Jugar es algo que forma parte de ellos casi como una extensión de su cerebro, un fenotipo extendido, como diría Dawkins. Jugando, el niño avanza a la velocidad de la luz, mientras que usando las palabras solo puede avanzar gateando y tropezando tantas veces que la frustración aparece y entonces el remedio se convierte en algo peor que la enfermedad. Al jugar, el cerebro del niño no solo encuentra la vía óptima para expresarse, sino que, al entrar en modo diversión, las barreras psicológicas se evaporan y su cerebro, ahora en estado fluido, puede dejar salir información, vivencias, emociones y sensaciones que estaban enterradas bajo capas y capas de sinapsis falsamente autoprotectoras. Así, aquello que costaría, en el mejor de los casos, años y años de terapia —y quizá incluso sin llegar nunca a resolverse del todo— es invitado ahora a salir de manera parsimoniosa, fácil, natural, sin necesidad de medicación ni artificios psicoterapéuticos nivel Freud. Como en el cuento de Noreia, las peores experiencias se abordan y resuelven por el juego casi sin darse cuenta, porque el niño se comunica de una forma auténtica y profunda utilizando unas herramientas a las que su cerebro recurre de manera innata, instintiva, automática, sin ápice de esfuerzo.
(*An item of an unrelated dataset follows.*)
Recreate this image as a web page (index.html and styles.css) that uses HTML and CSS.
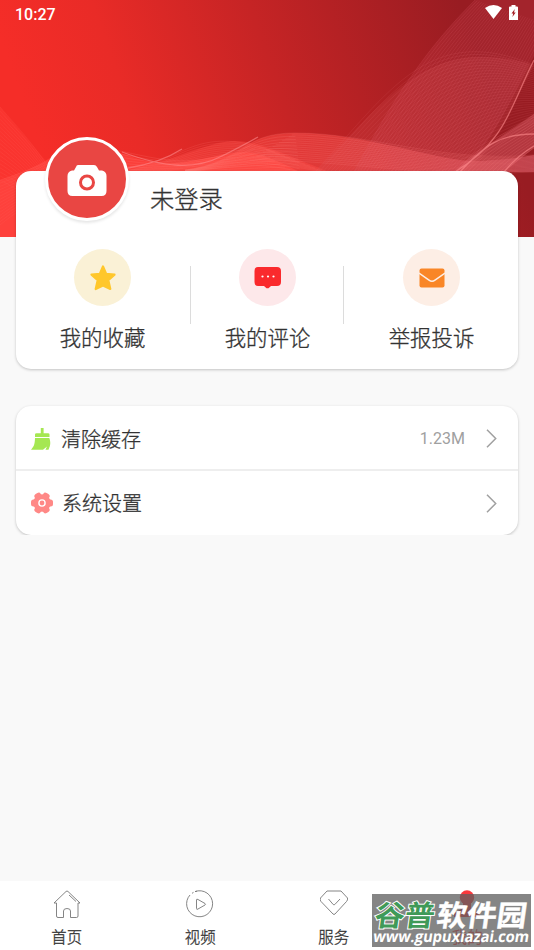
FILE: index.html
```html
<!DOCTYPE html>
<html lang="zh-CN">
<head>
<meta charset="utf-8">
<title>我的</title>
<link rel="stylesheet" href="styles.css">
</head>
<body>
<div class="screen">
  <svg class="banner" viewBox="0 0 534 237" aria-hidden="true">
    <defs>
      <linearGradient id="red" gradientUnits="userSpaceOnUse" x1="40" y1="150" x2="460" y2="0">
        <stop offset="0" stop-color="#f52d28"/><stop offset=".22" stop-color="#e92b27"/><stop offset=".55" stop-color="#c62425"/><stop offset="1" stop-color="#981c22"/>
      </linearGradient>
      <linearGradient id="glow" x1="0" y1="0" x2="1" y2="0">
        <stop offset="0" stop-color="#ff4740"/><stop offset=".55" stop-color="#ff5552"/><stop offset="1" stop-color="#dc6070"/>
      </linearGradient>
    </defs>
    <rect width="534" height="237" fill="url(#red)"/>
    <path d="M0 107 45 160V237H0z" fill="#ff3c35" opacity=".5"/>
    <path d="M0 180Q45 165 60 150C130 140 130 170 185 162S240 141 300 172V237H0z" fill="#ff4540" opacity=".8"/>
    <path d="M125 171C190 156 210 141 235 141S285 155 330 172z" fill="#ff4b46" opacity=".4"/>
    <path d="M185 172C245 162 240 133 295 133C370 133 440 163 480 161S520 157 534 155V172z" fill="url(#glow)" opacity=".48"/>
    <path d="M354 172C398 90 430 45 475 0H534V55C505 110 492 145 460 172z" fill="#d8505c" opacity=".18"/>
    <path d="M315 172C380 105 415 58 480 57Q510 57 534 65C512 105 500 140 468 172z" fill="#dd5660" opacity=".18"/>
    <path d="M455 172C475 150 510 132 534 114V148L504 172z" fill="#df616b" opacity=".4"/>
    <g id="waves" class="waves"></g>
    <g class="streaks">
      <path d="M534 60C510 107 507 140 455 172M534 134C500 134 485 145 460 172M534 146Q517 156 504 172"/>
      <path d="M122 152C165 168 195 170 222 156Q242 146 258 137M128 168Q160 163 182 149"/>
    </g>
  </svg>

  <header class="status">
    <span>10:27</span>
    <span class="status-icons">
      <svg width="17" height="14" viewBox="0 0 17 14"><path d="M0 3Q8.500-3 17 3L8.500 14z" fill="#fff"/></svg>
      <svg width="9" height="15" viewBox="0 0 9 15"><path d="M2.500 1.400V0h4v1.400H8q1 0 1 1V15H0V2.400q0-1 1-1z" fill="#fff"/><path d="M5.800 4 2.500 8.400h1.700L3.400 12 6.700 7.600H5z" fill="#a51e25"/></svg>
    </span>
  </header>

  <main>
    <section class="card profile">
      <div class="identity">
        <div class="avatar">
          <svg width="40" height="32" viewBox="0 0 40 32"><path d="M11 0H27Q29 0 30 2L32 5.500H35Q39.500 6.500 39.500 11V26Q39.500 31 34.500 31H5.500Q.5 31 .5 26V11Q.5 6.500 5 5.500H7L9 2Q9.500 0 11 0Z" fill="#fff"/><circle cx="20" cy="17.500" r="6.500" fill="none" stroke="#e94643" stroke-width="3"/></svg>
        </div>
        <h1>未登录</h1>
      </div>
      <nav class="shortcuts">
        <a class="shortcut">
          <span class="disc disc-yellow"><svg width="28" height="28" viewBox="0 0 28 28"><path d="M14 2.500 17.200 9.900 25.500 10.600 19.300 16.200 21.300 25 14 21.500 6.700 25 8.700 16.200 2.500 10.600 10.800 9.900Z" fill="#ffc72b" stroke="#ffc72b" stroke-width="2.200" stroke-linejoin="round"/></svg></span>
          <span>我的收藏</span>
        </a>
        <a class="shortcut">
          <span class="disc disc-pink"><svg width="28" height="22" viewBox="0 0 28 22"><path d="M4 0H23Q27 0 27 4V15Q27 19 23 19H17L14.500 21.200H12.500L10 19H4Q.5 19 .5 15V4Q.5 0 4 0Z" fill="#fa2a2d"/><g fill="#fff"><circle cx="8.500" cy="9.500" r="1.100"/><circle cx="14" cy="9.500" r="1.100"/><circle cx="19.500" cy="9.500" r="1.100"/></g></svg></span>
          <span>我的评论</span>
        </a>
        <a class="shortcut">
          <span class="disc disc-orange"><svg width="26" height="20" viewBox="0 0 26 20"><rect x=".5" y=".5" width="25" height="19" rx="2" fill="#f98627"/><path d="M0 5 10 12.200Q13 14.300 16 12.200L26 5" fill="none" stroke="#fdeee5" stroke-width="1.500"/></svg></span>
          <span>举报投诉</span>
        </a>
      </nav>
    </section>

    <div class="list-wrap">
      <section class="card list">
        <a class="row">
          <svg class="row-icon" width="22" height="22" viewBox="0 0 22 22"><path d="M9.800 0h2.800v5.200H17q1.500 0 1.500 1.300V9H4V6.500Q4 5.200 5.500 5.200h4.300zM4 10H18.300C20.500 16 18.500 19 17.500 21.700H14.500L16 18.500 12 21.700H0C3 18.500 3.800 16 4 10Z" fill="#a5e752"/></svg>
          <span class="label">清除缓存</span><span class="value">1.23M</span>
          <svg class="chevron" width="11" height="19" viewBox="0 0 11 19"><path d="M1 .8 9.700 9.500 1 18.200"/></svg>
        </a>
        <a class="row">
          <svg class="row-icon" width="22" height="22" viewBox="0 0 22 22"><g fill="#ff8886"><circle cx="11" cy="11" r="8.800"/><rect x="0" y="7.500" width="22" height="7" rx="2.500"/><rect x="0" y="7.500" width="22" height="7" rx="2.500" transform="rotate(60 11 11)"/><rect x="0" y="7.500" width="22" height="7" rx="2.500" transform="rotate(120 11 11)"/></g><circle cx="11" cy="11" r="3.100" fill="none" stroke="#fff" stroke-width="1.400"/></svg>
          <span class="label shift">系统设置</span>
          <svg class="chevron" width="11" height="19" viewBox="0 0 11 19"><path d="M1 .8 9.700 9.500 1 18.200"/></svg>
        </a>
      </section>
    </div>
  </main>

  <nav class="tabs">
    <a class="tab"><svg width="28" height="28" viewBox="0 0 28 28"><path d="M1 13 13 1.500Q14 .5 15 1.500L27 13H25V26Q25 27.500 23.500 27.500H17.500V21Q17.500 18.500 14 18.500T10.500 21V27.500H5Q3.500 27.500 3.500 26V13ZM16 5 23 11.500"/></svg><span>首页</span></a>
    <a class="tab"><svg width="28" height="28" viewBox="0 0 28 28"><path d="M4 5A13 13 0 1 0 9 1.600M6 3.300 7.500 2.400M11 1.200A13 13 0 0 0 9 1.600M10.500 10V18.500Q10.500 20 12 19L19 15Q20 14.200 19 13.500L12 9.500Q10.500 8.500 10.500 10Z"/></svg><span>视频</span></a>
    <a class="tab"><svg width="28" height="28" viewBox="0 0 28 28"><path d="M7 1H21L27.500 8Q28 10 26.500 11.500L15 24Q14 25 13 24L1 11.500Q-.5 10 .5 8ZM8.500 9 13.200 14.500Q14 15.300 14.800 14.500L20 9"/></svg><span>服务</span></a>
    <a class="tab active"><svg width="28" height="28" viewBox="0 0 28 28"><circle cx="14" cy="7.500" r="7.200"/><path d="M10 11H18V18L27 23V27H1V23L10 18Z"/></svg><span>我的</span></a>
  </nav>

  <div class="watermark">
    <svg width="159" height="53" viewBox="0 0 159 53">
      <g class="brand"><text x="2" y="32" textLength="60" lengthAdjust="spacingAndGlyphs" class="green">谷普</text><text x="64" y="32" textLength="90" lengthAdjust="spacingAndGlyphs" class="white">软件园</text></g>
      <text x="8" y="48" textLength="156" lengthAdjust="spacingAndGlyphs" class="site">www.gupuxiazai.com</text>
    </svg>
  </div>
</div>
<script src="waves.js"></script>
</body>
</html>
```
FILE: styles.css
```css
* { box-sizing: border-box; }
body { margin: 0; background: #f9f9f9; font-family: Roboto, "Noto Sans CJK SC", sans-serif; color: #333; }
.screen { position: relative; height: 950px; display: flex; flex-direction: column; overflow: hidden; }
.banner { position: absolute; top: 0; left: 0; width: 534px; height: 237px; }
.waves path { fill: none; stroke-width: .6; }
.streaks { fill: none; stroke: #ff8b8c; stroke-opacity: .6; stroke-width: 1.3; filter: blur(.5px); }
.status { position: relative; height: 171px; padding: 5px 15px 0; display: flex; justify-content: space-between; align-items: flex-start; color: #fff; font-size: 16px; line-height: 19px; font-weight: 500; }
.status-icons { display: flex; gap: 7px; margin-right: 1px; }
main { position: relative; flex: 1; padding: 0 16px; }
.card { background: #fff; border-radius: 15px; box-shadow: 0 1px 3px rgba(0, 0, 0, .22); }
.profile { height: 198px; }
.identity { display: flex; height: 78px; padding-left: 29px; }
.avatar { width: 84px; height: 84px; margin-top: -34px; border: 3px solid #fff; border-radius: 50%; background: #e94643; display: flex; align-items: center; justify-content: center; box-shadow: 0 2px 3px rgba(0, 0, 0, .1); flex: none; }
.avatar svg { margin-top: 3px; }
h1, .shortcut, .label, .tab { font-weight: 300; -webkit-text-stroke: .3px currentColor; }
h1 { margin: 11px 0 0 21px; font-size: 24.3px; line-height: 36px; }
.shortcuts { display: grid; grid-template-columns: 175px 153px 174px; }
.shortcut { position: relative; display: flex; flex-direction: column; align-items: center; gap: 15px; font-size: 21.4px; line-height: 36px; white-space: nowrap; }
.shortcut:first-child { padding-right: 2px; }
.shortcut:last-child { padding-left: 1px; }
.shortcut:not(:last-child)::after { content: ""; position: absolute; right: 0; top: 17px; width: 1px; height: 58px; background: #dcdcdc; }
.disc { width: 57px; height: 57px; border-radius: 50%; display: flex; align-items: center; justify-content: center; }
.disc-yellow { background: #faf1d6; }
.disc-pink { background: #fde8ea; }
.disc-orange { background: #fdeee5; }
.list-wrap { margin: 27px -10px 0; padding: 10px 10px 0; overflow: hidden; }
.list { height: 129px; }
.row { display: flex; align-items: center; height: 65px; padding: 2px 21px 0 15px; font-size: 20px; }
.row:first-child { border-bottom: 2px solid #eee; }
.row:last-child { height: 64px; padding-top: 0; }
.label { margin-left: 8px; }
.shift { margin: -2px 0 0 9px; }
.value { margin-left: auto; color: #a0a0a0; font-size: 16px; }
.chevron { margin-left: auto; fill: none; stroke: #a0a0a0; stroke-width: 1.5; }
.value + .chevron { margin-left: 21px; }
.tabs { position: relative; height: 69px; display: grid; grid-template-columns: repeat(4, 1fr); background: #fff; }
.tab { display: flex; flex-direction: column; align-items: center; padding-top: 9px; font-size: 15.4px; line-height: 26px; gap: 7px; }
.tab svg { fill: none; stroke: #777; stroke-width: .9; }
.active { color: #f33; }
.tab.active svg { fill: #f9383c; stroke: none; }
.watermark { position: absolute; left: 372px; top: 894px; width: 159px; height: 53px; background: rgba(95, 95, 95, .76); }
.watermark svg { display: block; }
.brand { font: 700 29px "Noto Sans CJK SC", sans-serif; transform: translateX(4px) skewX(-8deg); }
.green { fill: #3f9a58; stroke: #fff; stroke-width: 2px; paint-order: stroke; }
.white { fill: #fff; stroke: #fff; stroke-width: .4px; }
.site { font: 700 15.5px "Open Sans", sans-serif; fill: #fff; transform: skewX(-9deg); }
```
FILE: waves.js
```js
// Each family blends from one cubic curve to another: [from, to, lines, colour, opacity].
const families = [
  [[354, 172, 398, 90, 430, 45, 475, 0], [460, 172, 500, 130, 512, 95, 550, 25], 34, "#ee7780", .22],
  [[315, 172, 390, 90, 430, 22, 534, 65], [420, 190, 470, 160, 500, 150, 534, 125], 32, "#ee7780", .2],
  [[185, 170, 245, 162, 240, 133, 295, 133], [185, 172, 230, 168, 255, 160, 300, 172], 12, "#ff8580", .3],
  [[295, 133, 370, 133, 440, 163, 534, 155], [250, 160, 350, 160, 420, 178, 534, 172], 14, "#ff8080", .3],
  [[115, 150, 165, 160, 190, 170, 250, 146], [100, 180, 170, 180, 200, 170, 300, 176], 10, "#ff8580", .3],
  [[125, 171, 185, 160, 195, 125, 270, 150], [140, 175, 190, 170, 230, 150, 330, 174], 12, "#ff7770", .3],
  [[0, 107, 20, 130, 35, 145, 60, 185], [0, 180, 20, 190, 35, 200, 60, 230], 18, "#ff6a62", .25],
  [[0, 180, 30, 170, 40, 165, 70, 152], [0, 225, 30, 200, 45, 200, 70, 180], 14, "#ff6a62", .25],
  [[455, 172, 485, 140, 510, 132, 534, 114], [504, 172, 515, 162, 525, 154, 534, 148], 12, "#ff8a90", .25]
];
const group = document.getElementById("waves");
for (const [from, to, lines, colour, opacity] of families) {
  for (let i = 0; i <= lines; i++) {
    const p = from.map((v, k) => (v + (to[k] - v) * i / lines).toFixed(1));
    const path = document.createElementNS("http://www.w3.org/2000/svg", "path");
    path.setAttribute("d", `M${p[0]} ${p[1]}C${p.slice(2).join(" ")}`);
    path.setAttribute("stroke", colour);
    path.setAttribute("stroke-opacity", opacity);
    group.appendChild(path);
  }
}
```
En el ámbito del desarrollo de una vida, cualquier niño se enfrenta a desafíos que le van a parecer insuperables. Sin embargo, a través del juego, el niño tiene la capacidad de abordarlos de manera gradual y adaptativa, encontrando soluciones paso a paso. Con frecuencia lo hace de manera simbólica —lo cual puede resultar difícil de comprender incluso para él mismo—, ya que reacciona a procesos internos cuyo origen puede estar profundamente arraigado en su inconsciente. Pero lo importante no es que sea consciente de ello —no lo será—, la clave es que ocurre, y esa ocurrencia es creada por el acto de jugar. Sin jugar, el niño nunca accedería a esa información almacenada en su interior ni la expresaría ni la relacionaría con otros conceptos, experiencias y emociones estancadas de manera similar. Jugar permite que todo eso, que es complejísimo, ocurra de manera sencilla, suave y fluida, natural. Al ser un acto espontáneo y simbólico, todo esto puede manifestarse de una manera que quizá tenga poco sentido para nosotros.

Normalmente desconocemos los propósitos que cumple o cómo llegará a su fin. Por eso es tan importante la libertad y acompañar y guiar, pero sin interferir de una manera normativa. Es mucho mejor aprobar el juego del niño y dejarlo ir hasta que quede completamente absorto en él —como hizo el padre de Noreia—. Nuestra intervención, aunque bienintencionada, puede desviar su atención y obstaculizar el proceso de búsqueda y encuentro que se está dando en su cerebro, y que eventualmente le puede llevar al descubrimiento de la solución que mejor le conviene, aunque esta sea inconsciente.